• DATA SUPPLIED:

***

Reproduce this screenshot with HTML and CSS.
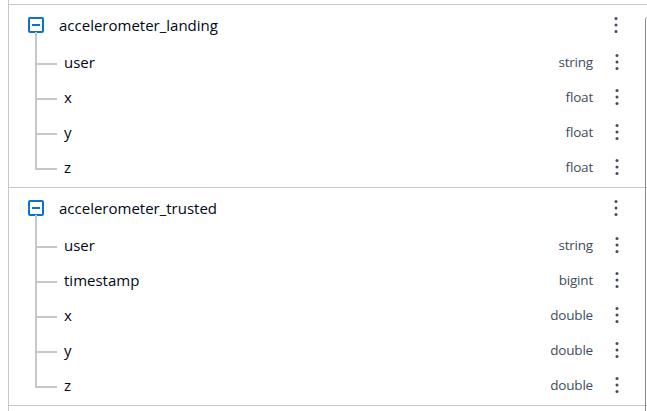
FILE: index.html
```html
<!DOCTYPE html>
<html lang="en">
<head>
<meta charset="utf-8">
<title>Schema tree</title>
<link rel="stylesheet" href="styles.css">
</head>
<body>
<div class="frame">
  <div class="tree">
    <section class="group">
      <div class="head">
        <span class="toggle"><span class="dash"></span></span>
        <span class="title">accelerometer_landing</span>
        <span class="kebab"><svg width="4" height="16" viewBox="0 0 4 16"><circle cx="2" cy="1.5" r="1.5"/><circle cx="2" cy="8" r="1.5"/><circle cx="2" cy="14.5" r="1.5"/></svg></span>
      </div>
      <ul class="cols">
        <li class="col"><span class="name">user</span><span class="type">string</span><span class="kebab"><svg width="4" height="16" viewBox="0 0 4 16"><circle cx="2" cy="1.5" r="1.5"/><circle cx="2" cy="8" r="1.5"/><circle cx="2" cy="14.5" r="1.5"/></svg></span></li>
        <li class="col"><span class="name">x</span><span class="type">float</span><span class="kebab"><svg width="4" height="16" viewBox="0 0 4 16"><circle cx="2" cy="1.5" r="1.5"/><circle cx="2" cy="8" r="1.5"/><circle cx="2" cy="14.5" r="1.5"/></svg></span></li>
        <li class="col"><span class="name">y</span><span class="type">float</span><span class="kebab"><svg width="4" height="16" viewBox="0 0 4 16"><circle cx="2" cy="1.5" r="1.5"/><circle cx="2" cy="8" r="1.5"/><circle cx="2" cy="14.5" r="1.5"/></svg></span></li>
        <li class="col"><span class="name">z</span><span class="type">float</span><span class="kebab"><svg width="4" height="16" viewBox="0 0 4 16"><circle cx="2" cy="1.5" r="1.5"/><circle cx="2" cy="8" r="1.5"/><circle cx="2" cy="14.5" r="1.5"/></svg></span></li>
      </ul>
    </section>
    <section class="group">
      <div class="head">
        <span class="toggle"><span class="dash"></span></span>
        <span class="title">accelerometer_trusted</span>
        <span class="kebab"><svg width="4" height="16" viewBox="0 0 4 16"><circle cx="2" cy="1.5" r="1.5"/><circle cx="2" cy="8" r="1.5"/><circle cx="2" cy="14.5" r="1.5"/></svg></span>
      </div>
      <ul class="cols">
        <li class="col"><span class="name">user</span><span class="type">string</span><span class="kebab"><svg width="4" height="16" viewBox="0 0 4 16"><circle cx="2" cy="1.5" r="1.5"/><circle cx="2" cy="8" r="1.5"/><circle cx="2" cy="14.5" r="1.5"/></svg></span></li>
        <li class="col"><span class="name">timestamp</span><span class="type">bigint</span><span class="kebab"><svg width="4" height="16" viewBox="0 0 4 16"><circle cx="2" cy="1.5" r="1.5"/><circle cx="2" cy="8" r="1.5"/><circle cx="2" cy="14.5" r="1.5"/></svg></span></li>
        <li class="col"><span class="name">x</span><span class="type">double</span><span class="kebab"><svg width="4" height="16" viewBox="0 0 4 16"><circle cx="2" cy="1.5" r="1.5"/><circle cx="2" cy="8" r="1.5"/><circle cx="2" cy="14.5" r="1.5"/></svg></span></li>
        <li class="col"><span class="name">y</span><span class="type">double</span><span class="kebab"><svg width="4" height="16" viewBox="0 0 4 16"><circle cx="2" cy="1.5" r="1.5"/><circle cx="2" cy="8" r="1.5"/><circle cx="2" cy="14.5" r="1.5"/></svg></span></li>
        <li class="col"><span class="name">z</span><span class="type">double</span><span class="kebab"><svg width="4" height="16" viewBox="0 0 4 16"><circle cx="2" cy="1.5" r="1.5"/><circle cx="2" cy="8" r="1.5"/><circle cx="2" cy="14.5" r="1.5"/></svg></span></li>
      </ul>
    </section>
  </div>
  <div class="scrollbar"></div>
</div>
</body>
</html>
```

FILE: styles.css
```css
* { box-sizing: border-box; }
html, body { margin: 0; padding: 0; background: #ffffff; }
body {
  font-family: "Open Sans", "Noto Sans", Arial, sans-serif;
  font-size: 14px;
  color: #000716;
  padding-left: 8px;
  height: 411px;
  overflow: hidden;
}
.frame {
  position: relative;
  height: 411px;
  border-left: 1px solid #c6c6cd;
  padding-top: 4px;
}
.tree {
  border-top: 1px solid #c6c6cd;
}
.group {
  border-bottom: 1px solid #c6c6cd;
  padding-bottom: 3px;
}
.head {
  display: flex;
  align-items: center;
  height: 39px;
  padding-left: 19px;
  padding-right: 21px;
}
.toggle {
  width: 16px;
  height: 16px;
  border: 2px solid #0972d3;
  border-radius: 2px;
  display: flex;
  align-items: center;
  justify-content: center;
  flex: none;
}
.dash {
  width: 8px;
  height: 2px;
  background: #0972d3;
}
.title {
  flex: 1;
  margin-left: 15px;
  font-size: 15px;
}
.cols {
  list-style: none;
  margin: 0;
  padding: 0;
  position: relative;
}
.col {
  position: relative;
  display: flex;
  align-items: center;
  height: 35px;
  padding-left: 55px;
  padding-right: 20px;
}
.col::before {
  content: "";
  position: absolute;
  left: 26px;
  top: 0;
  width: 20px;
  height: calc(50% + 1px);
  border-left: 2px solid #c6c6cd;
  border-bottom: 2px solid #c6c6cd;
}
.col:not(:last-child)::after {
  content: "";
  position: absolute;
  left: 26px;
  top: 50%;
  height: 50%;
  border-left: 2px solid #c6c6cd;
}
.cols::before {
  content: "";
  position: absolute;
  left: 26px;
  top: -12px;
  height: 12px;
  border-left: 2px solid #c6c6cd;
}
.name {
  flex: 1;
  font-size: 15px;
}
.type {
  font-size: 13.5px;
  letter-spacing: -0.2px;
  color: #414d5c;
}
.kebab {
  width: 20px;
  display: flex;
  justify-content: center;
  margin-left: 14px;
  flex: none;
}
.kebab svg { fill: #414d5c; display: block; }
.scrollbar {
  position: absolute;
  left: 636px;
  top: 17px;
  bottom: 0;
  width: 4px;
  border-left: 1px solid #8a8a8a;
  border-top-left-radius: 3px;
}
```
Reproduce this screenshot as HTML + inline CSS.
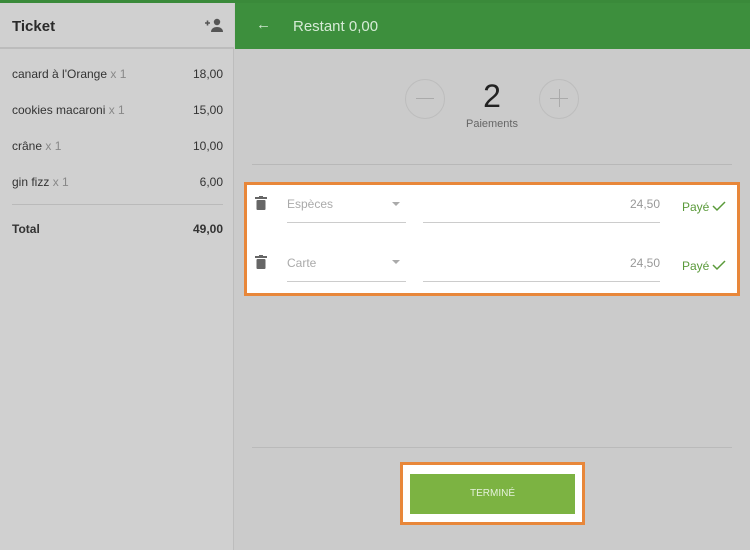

***

• WHAT THE EXERCISE ASKS: Copy the material exactly. Do not include the pictures.

• FINAL ANSWER:
Reproduce this screenshot with HTML and CSS.
FILE: index.html
```html
<!DOCTYPE html>
<html lang="en">
<head>
<meta charset="utf-8">
<title>Schema tree</title>
<link rel="stylesheet" href="styles.css">
</head>
<body>
<div class="frame">
  <div class="tree">
    <section class="group">
      <div class="head">
        <span class="toggle"><span class="dash"></span></span>
        <span class="title">accelerometer_landing</span>
        <span class="kebab"><svg width="4" height="16" viewBox="0 0 4 16"><circle cx="2" cy="1.5" r="1.5"/><circle cx="2" cy="8" r="1.5"/><circle cx="2" cy="14.5" r="1.5"/></svg></span>
      </div>
      <ul class="cols">
        <li class="col"><span class="name">user</span><span class="type">string</span><span class="kebab"><svg width="4" height="16" viewBox="0 0 4 16"><circle cx="2" cy="1.5" r="1.5"/><circle cx="2" cy="8" r="1.5"/><circle cx="2" cy="14.5" r="1.5"/></svg></span></li>
        <li class="col"><span class="name">x</span><span class="type">float</span><span class="kebab"><svg width="4" height="16" viewBox="0 0 4 16"><circle cx="2" cy="1.5" r="1.5"/><circle cx="2" cy="8" r="1.5"/><circle cx="2" cy="14.5" r="1.5"/></svg></span></li>
        <li class="col"><span class="name">y</span><span class="type">float</span><span class="kebab"><svg width="4" height="16" viewBox="0 0 4 16"><circle cx="2" cy="1.5" r="1.5"/><circle cx="2" cy="8" r="1.5"/><circle cx="2" cy="14.5" r="1.5"/></svg></span></li>
        <li class="col"><span class="name">z</span><span class="type">float</span><span class="kebab"><svg width="4" height="16" viewBox="0 0 4 16"><circle cx="2" cy="1.5" r="1.5"/><circle cx="2" cy="8" r="1.5"/><circle cx="2" cy="14.5" r="1.5"/></svg></span></li>
      </ul>
    </section>
    <section class="group">
      <div class="head">
        <span class="toggle"><span class="dash"></span></span>
        <span class="title">accelerometer_trusted</span>
        <span class="kebab"><svg width="4" height="16" viewBox="0 0 4 16"><circle cx="2" cy="1.5" r="1.5"/><circle cx="2" cy="8" r="1.5"/><circle cx="2" cy="14.5" r="1.5"/></svg></span>
      </div>
      <ul class="cols">
        <li class="col"><span class="name">user</span><span class="type">string</span><span class="kebab"><svg width="4" height="16" viewBox="0 0 4 16"><circle cx="2" cy="1.5" r="1.5"/><circle cx="2" cy="8" r="1.5"/><circle cx="2" cy="14.5" r="1.5"/></svg></span></li>
        <li class="col"><span class="name">timestamp</span><span class="type">bigint</span><span class="kebab"><svg width="4" height="16" viewBox="0 0 4 16"><circle cx="2" cy="1.5" r="1.5"/><circle cx="2" cy="8" r="1.5"/><circle cx="2" cy="14.5" r="1.5"/></svg></span></li>
        <li class="col"><span class="name">x</span><span class="type">double</span><span class="kebab"><svg width="4" height="16" viewBox="0 0 4 16"><circle cx="2" cy="1.5" r="1.5"/><circle cx="2" cy="8" r="1.5"/><circle cx="2" cy="14.5" r="1.5"/></svg></span></li>
        <li class="col"><span class="name">y</span><span class="type">double</span><span class="kebab"><svg width="4" height="16" viewBox="0 0 4 16"><circle cx="2" cy="1.5" r="1.5"/><circle cx="2" cy="8" r="1.5"/><circle cx="2" cy="14.5" r="1.5"/></svg></span></li>
        <li class="col"><span class="name">z</span><span class="type">double</span><span class="kebab"><svg width="4" height="16" viewBox="0 0 4 16"><circle cx="2" cy="1.5" r="1.5"/><circle cx="2" cy="8" r="1.5"/><circle cx="2" cy="14.5" r="1.5"/></svg></span></li>
      </ul>
    </section>
  </div>
  <div class="scrollbar"></div>
</div>
</body>
</html>
```

FILE: styles.css
```css
* { box-sizing: border-box; }
html, body { margin: 0; padding: 0; background: #ffffff; }
body {
  font-family: "Open Sans", "Noto Sans", Arial, sans-serif;
  font-size: 14px;
  color: #000716;
  padding-left: 8px;
  height: 411px;
  overflow: hidden;
}
.frame {
  position: relative;
  height: 411px;
  border-left: 1px solid #c6c6cd;
  padding-top: 4px;
}
.tree {
  border-top: 1px solid #c6c6cd;
}
.group {
  border-bottom: 1px solid #c6c6cd;
  padding-bottom: 3px;
}
.head {
  display: flex;
  align-items: center;
  height: 39px;
  padding-left: 19px;
  padding-right: 21px;
}
.toggle {
  width: 16px;
  height: 16px;
  border: 2px solid #0972d3;
  border-radius: 2px;
  display: flex;
  align-items: center;
  justify-content: center;
  flex: none;
}
.dash {
  width: 8px;
  height: 2px;
  background: #0972d3;
}
.title {
  flex: 1;
  margin-left: 15px;
  font-size: 15px;
}
.cols {
  list-style: none;
  margin: 0;
  padding: 0;
  position: relative;
}
.col {
  position: relative;
  display: flex;
  align-items: center;
  height: 35px;
  padding-left: 55px;
  padding-right: 20px;
}
.col::before {
  content: "";
  position: absolute;
  left: 26px;
  top: 0;
  width: 20px;
  height: calc(50% + 1px);
  border-left: 2px solid #c6c6cd;
  border-bottom: 2px solid #c6c6cd;
}
.col:not(:last-child)::after {
  content: "";
  position: absolute;
  left: 26px;
  top: 50%;
  height: 50%;
  border-left: 2px solid #c6c6cd;
}
.cols::before {
  content: "";
  position: absolute;
  left: 26px;
  top: -12px;
  height: 12px;
  border-left: 2px solid #c6c6cd;
}
.name {
  flex: 1;
  font-size: 15px;
}
.type {
  font-size: 13.5px;
  letter-spacing: -0.2px;
  color: #414d5c;
}
.kebab {
  width: 20px;
  display: flex;
  justify-content: center;
  margin-left: 14px;
  flex: none;
}
.kebab svg { fill: #414d5c; display: block; }
.scrollbar {
  position: absolute;
  left: 636px;
  top: 17px;
  bottom: 0;
  width: 4px;
  border-left: 1px solid #8a8a8a;
  border-top-left-radius: 3px;
}
```
Reproduce this screenshot as HTML + inline CSS.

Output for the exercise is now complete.